Basic Science

Oxygen’s surprisingly complex journey through your body

You breathe in about 17,000 times per day. It’s a process you rarely think about, but behind the scenes, a huge coordinated effort is playing out. Your vital organs, the gut, brain, bones, lungs, blood, and heart work together to sustain your life by delivering oxygen to tissues throughout your body. Most of our cells need oxygen because it’s one of the key ingredients of aerobic respiration. That’s the process that produces a molecule called ATP, which our cells use to power their many incredible functions.

But getting oxygen throughout our bodies is a surprisingly difficult task. Gas enters cells by diffusing in from their surroundings. And that only happens efficiently over tiny distances. So for oxygen to reach the cells within our bodies, it needs a transportation network. This is where our 20 trillion red blood cells come in. Each one contains about 270 million oxygen-binding molecules of hemoglobin, which is what gives blood its scarlet hue.

To make these cells, the body uses raw materials that become available from the food we eat. So in some ways, you could say that oxygen’s journey through the body really begins in the gut. Here, in an amazing display of mechanical and chemical digestion, food gets broken down into its smallest elements, like iron, the building block of hemoglobin. Iron is carried through the cardiovascular system to the body’s hematopoietic tissue. This tissue is the birthplace of red blood cells, and it can be found enclosed within our bone marrow cavities.

The kidneys regulate our levels of red blood cells through the release of erythropoietin, a hormone which causes marrow to increase production. Our bodies churn out roughly 2.5 million red blood cells per second, a number equivalent to the entire population of Paris, so that oxygen that makes it to the lungs will have ample transportation. But before oxygen can even reach the lungs, the brain needs to get involved. The brainstem initiates breathing by sending a message through your nervous system, all the way to muscles of the diaphragm and ribs.

This causes them to contract, thus increasing the space inside the rib cage, which allows the lungs to expand. That expansion drops your lungs internal air pressure, making air rush in. It’s tempting to think of our lungs as two big balloons, but they’re actually a lot more complicated than that. Here’s why. The red blood cells in the vessels within your lungs can only pick up oxygen molecules that are very close to them.

If our lungs were shaped like balloons, air that was not in direct contact with the balloon’s inner surface couldn’t diffuse through. Luckily, our lungs’ architecture ensures that very little oxygen is wasted. Their interior is divided into hundreds of millions of miniature balloon-like projections called alveoli that dramatically increase the contact area to somewhere around 100 square meters. The alveolar walls are made of extremely thin flat cells that are surrounded by capillaries. Together, the alveolar wall and capillaries make a two-cell thick membrane that brings blood and oxygen close enough for diffusion.

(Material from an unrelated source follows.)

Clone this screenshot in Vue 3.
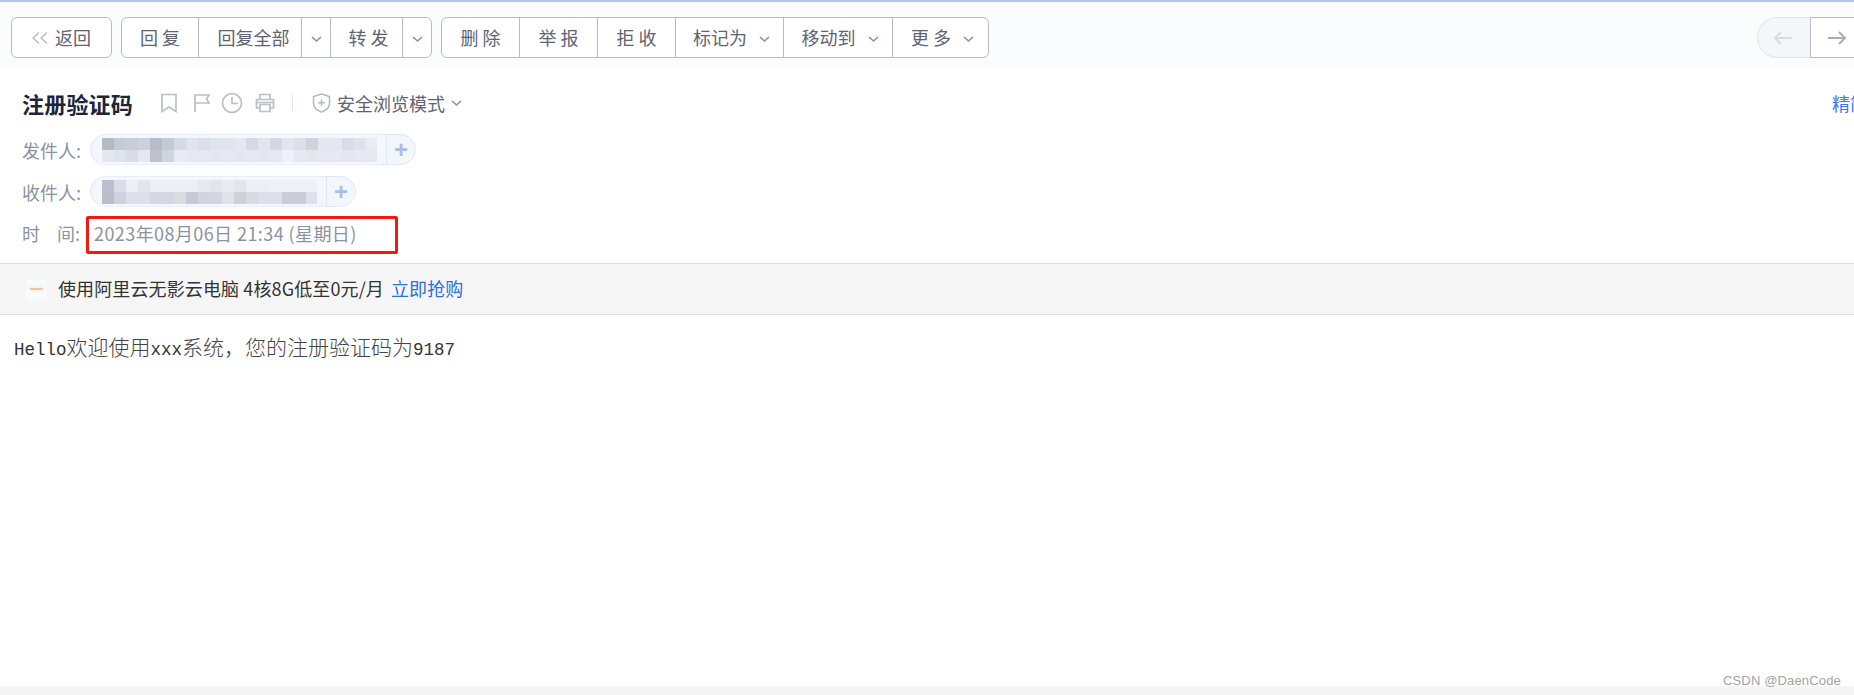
<script setup>
const chevron = 'M1 1l4.5 4L10 1'
const group1 = [
  { t: '回 复', w: 77 },
  { t: '回复全部', w: 103, pad: 7 },
  { w: 29, icon: true },
  { t: '转 发', w: 72, pad: 4 },
  { w: 28, icon: true }
]
const group2 = [
  { t: '删 除', w: 78 },
  { t: '举 报', w: 78 },
  { t: '拒 收', w: 78 },
  { t: '标记为', w: 108, arrow: true, pad: 4 },
  { t: '移动到', w: 109, arrow: true, pad: 4 },
  { t: '更 多', w: 95, arrow: true, pad: 4 }
]
const senderRows = [
  ['b5b9c6','c6cad6','c9cdd9','cdd1dc','b8bcca','c5c9d6','d6dae5','e0e4ed','dcdfe9','e0e4ed','e0e4ed','e4e7ef','d6d9e3','e0e4ed','d5d8e2','e2e5ee','dcdfe8','d0d3de','e4e7f0','e4e7f0','d9dce6','e0e3ec','e9ecf4'],
  ['e5e8f1','dfe3ed','d8dce7','e5e8f1','bdc1cd','d0d4df','e8ebf3','e6e9f2','e6e9f2','e4e7f0','e6e9f2','e4e7f0','e6e9f2','e4e7f0','e6e9f2','eef1f8','e6e9f2','e4e7f0','e6e9f2','e6e9f2','e4e7f0','e6e9f2','e6e9f2']
]
const receiverRows = [
  ['bcc0cc','dadde7','eceff6','e2e5ee','eceff6','eceff6','eceff6','eceff6','e6e9f2','e2e5ee','e8ebf3','e2e5ee','eceff6','eceff6','eef1f8','eef1f8','eef1f8','eef1f8'],
  ['b9bdc9','ced2dc','dde0ea','dde0ea','d5d8e2','d5d8e2','d8dcdf','c6cad5','d0d4de','d2d6e0','e0e3ec','cdd1db','d6dae3','dde0ea','dde0ea','c9cdd8','c9cdd8','dfe2ec']
]
const cellColor = (c) => ({ background: '#' + c })
const cellStyle = (b) => ({ width: b.w + 'px', paddingLeft: (b.pad || 0) + 'px' })
</script>

<template>
  <div class="page">
    <div class="toolbar">
      <button class="btn back">
        <svg class="back-mark" width="16" height="12" viewBox="0 0 16 12"><path d="M7 .5L1 6l6 5.500M15 .5L9 6l6 5.500" /></svg>
        <span>返回</span>
      </button>
      <div class="group">
        <div
          v-for="b in group1"
          :key="b.t || b.w"
          class="cell"
          :style="cellStyle(b)"
        >
          <svg v-if="b.icon" class="chev" width="11" height="7" viewBox="0 0 11 7"><path :d="chevron" /></svg>
          <template v-else>{{ b.t }}</template>
        </div>
      </div>
      <div class="group">
        <div
          v-for="b in group2"
          :key="b.t"
          class="cell"
          :style="cellStyle(b)"
        >
          <span>{{ b.t }}</span>
          <svg v-if="b.arrow" class="chev" width="11" height="7" viewBox="0 0 11 7"><path :d="chevron" /></svg>
        </div>
      </div>
      <div class="pager">
        <div class="prev">
          <svg width="20" height="16" viewBox="0 0 20 16"><path d="M19 8H2M8 2L2 8l6 6" /></svg>
        </div>
        <div class="next">
          <svg width="20" height="16" viewBox="0 0 20 16"><path d="M1 8h17M12 2l6 6-6 6" /></svg>
        </div>
      </div>
    </div>

    <div class="head">
      <div class="title-row">
        <h1 class="title">注册验证码</h1>
        <svg class="ic bookmark" width="18" height="20" viewBox="0 0 18 20"><path d="M2 1.500h14v17l-7-4.500-7 4.500z" /></svg>
        <svg class="ic flag" width="18" height="20" viewBox="0 0 18 20"><path d="M2 19V2h14l-2.500 4L16 10H2" /></svg>
        <svg class="ic clock" width="22" height="22" viewBox="0 0 22 22"><circle cx="11" cy="11" r="9.500" /><path d="M11 5v6.500h6" /></svg>
        <svg class="ic printer" width="20" height="20" viewBox="0 0 20 20"><path d="M5 6V1.500h10V6M5 15H1.500V6.500h17V15H15M5 11.500h10v7H5zM1.500 9.500h17" /></svg>
        <span class="sep"></span>
        <svg class="shield" width="19" height="20" viewBox="0 0 19 20"><path d="M9.500 1l8 2.500v7c0 4-3.500 7-8 8.500-4.500-1.500-8-4.500-8-8.500v-7zM9.500 6.500v6.500M6.250 9.750h6.500" /></svg>
        <span class="safe">安全浏览模式</span>
        <svg class="chev safe-chev" width="11" height="7" viewBox="0 0 11 7"><path :d="chevron" /></svg>
        <a class="simple">精简信息</a>
      </div>

      <div class="meta sender">
        <span class="label">发件人:</span>
        <div class="pill">
          <div class="mosaic">
            <div v-for="(row, r) in senderRows" :key="r" class="mrow">
              <i v-for="(c, i) in row" :key="i" :style="cellColor(c)"></i>
            </div>
          </div>
          <span class="plus">+</span>
        </div>
      </div>
      <div class="meta receiver">
        <span class="label">收件人:</span>
        <div class="pill short">
          <div class="mosaic">
            <div v-for="(row, r) in receiverRows" :key="r" class="mrow">
              <i v-for="(c, i) in row" :key="i" :style="cellColor(c)"></i>
            </div>
          </div>
          <span class="plus">+</span>
        </div>
      </div>
      <div class="meta time">
        <span class="label spaced"><span>时</span><span>间:</span></span>
        <span class="when">2023年08月06日 21:34 (星期日)</span>
        <span class="redbox"></span>
      </div>
    </div>

    <div class="ad">
      <span class="ad-logo"><i></i></span>
      <span>使用阿里云无影云电脑 4核8G低至0元/月</span>
      <a class="ad-link">立即抢购</a>
    </div>

    <div class="body-text">
      <span class="m">Hello</span><span class="c">欢迎使用</span><span class="m">xxx</span><span class="c">系统，您的注册验证码为</span><span class="m">9187</span>
    </div>

    <div class="scroll"></div>
    <div class="mark">CSDN @DaenCode</div>
  </div>
</template>

<style scoped>
.page {
  position: relative;
  width: 1854px;
  height: 695px;
  overflow: hidden;
  background: #fff;
  display: flex;
  flex-direction: column;
  font-family: "Noto Sans CJK SC", "Liberation Sans", sans-serif;
  font-size: 18px;
}
.toolbar {
  flex: none;
  box-sizing: border-box;
  border-top: 2px solid #aec4ee;
  height: 70px;
  background: #fbfcfe;
  padding: 15px 0 0 11px;
  display: flex;
  gap: 9px;
  align-items: flex-start;
}
.btn, .group {
  height: 41px;
  box-sizing: border-box;
  border: 1px solid #b6bbc8;
  border-radius: 6px;
  background: #fff;
  color: #5e6473;
  font: inherit;
  line-height: 1;
}
.back {
  width: 101px;
  padding: 0 0 2px 0;
  display: flex;
  align-items: center;
  justify-content: center;
  gap: 7px;
}
.back-mark {
  margin-top: 2px;
}
.back-mark path {
  fill: none;
  stroke: #b0b5c2;
  stroke-width: 1.2;
}
.group {
  display: flex;
}
.cell {
  box-sizing: border-box;
  display: flex;
  align-items: center;
  justify-content: center;
  gap: 12px;
  border-right: 1px solid #b6bbc8;
  white-space: pre;
  padding-bottom: 2px;
}
.cell:last-child {
  border-right: none;
}
.chev path {
  fill: none;
  stroke: #8c919e;
  stroke-width: 1.6;
}
.cell .chev {
  margin-top: 5px;
}
.pager {
  margin-left: auto;
  margin-right: -24px;
  display: flex;
  height: 41px;
}
.pager path {
  fill: none;
  stroke-width: 2;
}
.prev {
  width: 53px;
  box-sizing: border-box;
  border: 1px solid #e1e4ea;
  border-right: none;
  border-radius: 21px 0 0 21px;
  background: #f5f6fa;
  display: flex;
  align-items: center;
  justify-content: flex-end;
  padding-right: 17px;
}
.prev path {
  stroke: #d9dbe1;
}
.next {
  width: 68px;
  box-sizing: border-box;
  border: 1px solid #b6bbc8;
  border-radius: 0 21px 21px 0;
  background: #fff;
  display: flex;
  align-items: center;
  padding-left: 16px;
}
.next path {
  stroke: #a9adb8;
}
.head {
  height: 193px;
  flex: none;
  padding-left: 22px;
  box-sizing: border-box;
}
.title-row {
  height: 30px;
  margin-top: 18px;
  display: flex;
  align-items: center;
}
.title {
  margin: 0;
  font-size: 22px;
  line-height: 30px;
  font-weight: 700;
  letter-spacing: 0.2px;
  color: #1e2538;
}
.ic {
  flex: none;
}
.ic path, .ic circle {
  fill: none;
  stroke: #bcbfc7;
  stroke-width: 1.7;
}
.bookmark { margin-left: 27px; }
.flag { margin-left: 15px; }
.clock { margin-left: 10px; }
.printer { margin-left: 12px; }
.sep {
  width: 1px;
  height: 16px;
  margin-left: 17px;
  background: #dfe3ec;
}
.shield {
  margin-left: 19px;
}
.shield path {
  fill: none;
  stroke: #b4b7bf;
  stroke-width: 1.5;
}
.safe {
  margin-left: 6px;
  color: #5e6473;
}
.safe-chev {
  margin-left: 6px;
}
.simple {
  position: absolute;
  left: 1832px;
  top: 88px;
  line-height: 30px;
  color: #3f76f2;
  white-space: nowrap;
}
.meta {
  display: flex;
  align-items: center;
  position: relative;
  color: #8b92a2;
}
.sender { margin-top: 16px; }
.receiver { margin-top: 11px; }
.time {
  margin-top: 9px;
  height: 38px;
  box-sizing: border-box;
  padding-bottom: 5px;
}
.label {
  width: 68px;
  flex: none;
  white-space: nowrap;
}
.spaced {
  display: flex;
}
.spaced span:first-child {
  width: 35px;
}
.pill {
  width: 326px;
  height: 31px;
  box-sizing: border-box;
  border: 1px solid #dfe6f5;
  border-radius: 16px;
  background: #f3f6fd;
  display: flex;
  align-items: center;
  padding-left: 11px;
}
.pill.short {
  width: 266px;
}
.mosaic {
  flex: 1;
  box-shadow: 0 0 6px 3px #f6f8fe;
  height: 24px;
  overflow: hidden;
  margin-right: 9px;
}
.mrow {
  display: flex;
  height: 12px;
}
.mrow i {
  flex: none;
  width: 12px;
  height: 12px;
}
.plus {
  width: 28px;
  align-self: stretch;
  flex: none;
  border-left: 1px solid #dfe6f5;
  display: flex;
  align-items: center;
  justify-content: center;
  color: #a9bde8;
  font: 700 24px/1 "Liberation Sans", sans-serif;
}
.when {
  margin-left: 4px;
  white-space: nowrap;
  letter-spacing: 0.42px;
}
.redbox {
  position: absolute;
  left: 64px;
  top: 0;
  width: 312px;
  height: 38px;
  box-sizing: border-box;
  border: 3px solid #f01a10;
  border-radius: 2px;
}
.ad {
  height: 52px;
  flex: none;
  box-sizing: border-box;
  border-top: 1px solid #dfdfdf;
  border-bottom: 1px solid #dfdfdf;
  background: #f6f6f6;
  display: flex;
  align-items: center;
  padding: 0 0 2px 26px;
  color: #333;
  white-space: pre;
  letter-spacing: 0.12px;
}
.ad-logo {
  width: 21px;
  height: 21px;
  margin: 2px 11px 0 0;
  background: #f6fcfc;
  display: flex;
  align-items: center;
  justify-content: center;
}
.ad-logo i {
  width: 13px;
  height: 2px;
  background: #f3c3a3;
  box-shadow: 0 0 3px 1px #fbeadc;
}
.ad-link {
  margin-left: 7px;
  color: #2b6fe0;
}
.body-text {
  margin: 16px 0 0 14px;
  height: 30px;
  line-height: 30px;
  color: #333;
  white-space: nowrap;
  display: flex;
  align-items: baseline;
}
.m {
  font: 17.500px/30px "Liberation Mono", monospace;
}
.c {
  font: 300 21px/30px "Noto Sans CJK SC", serif;
  color: #444;
}
.scroll {
  position: absolute;
  left: 0;
  right: 0;
  bottom: 0;
  height: 9px;
  background: #f5f5f5;
}
.mark {
  position: absolute;
  left: 1723px;
  top: 673px;
  font: 13px/16px "Liberation Sans", sans-serif;
  color: #a3a3a3;
  letter-spacing: 0.15px;
  white-space: nowrap;
}
</style>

These oxygen-enriched cells are then carried from the lungs through the cardiovascular network, a massive collection of blood vessels that reaches every cell in the body. If we laid this system out end to end in a straight line, the vessels would wrap around the Earth several times. Propelling red blood cells through this extensive network requires a pretty powerful pump, and that’s where your heart comes in.

The human heart pumps an average of about 100,000 times per day, and it’s the powerhouse that ultimately gets oxygen where it needs to go, completing the body’s team effort. Just think – this entire complex system is built around the delivery of tiny molecules of oxygen. If just one part malfunctioned, so would we. Breathe in. Your gut, brain, bones, lungs, blood, and heart are continuing their incredible act of coordination that keeps you alive. Breathe out.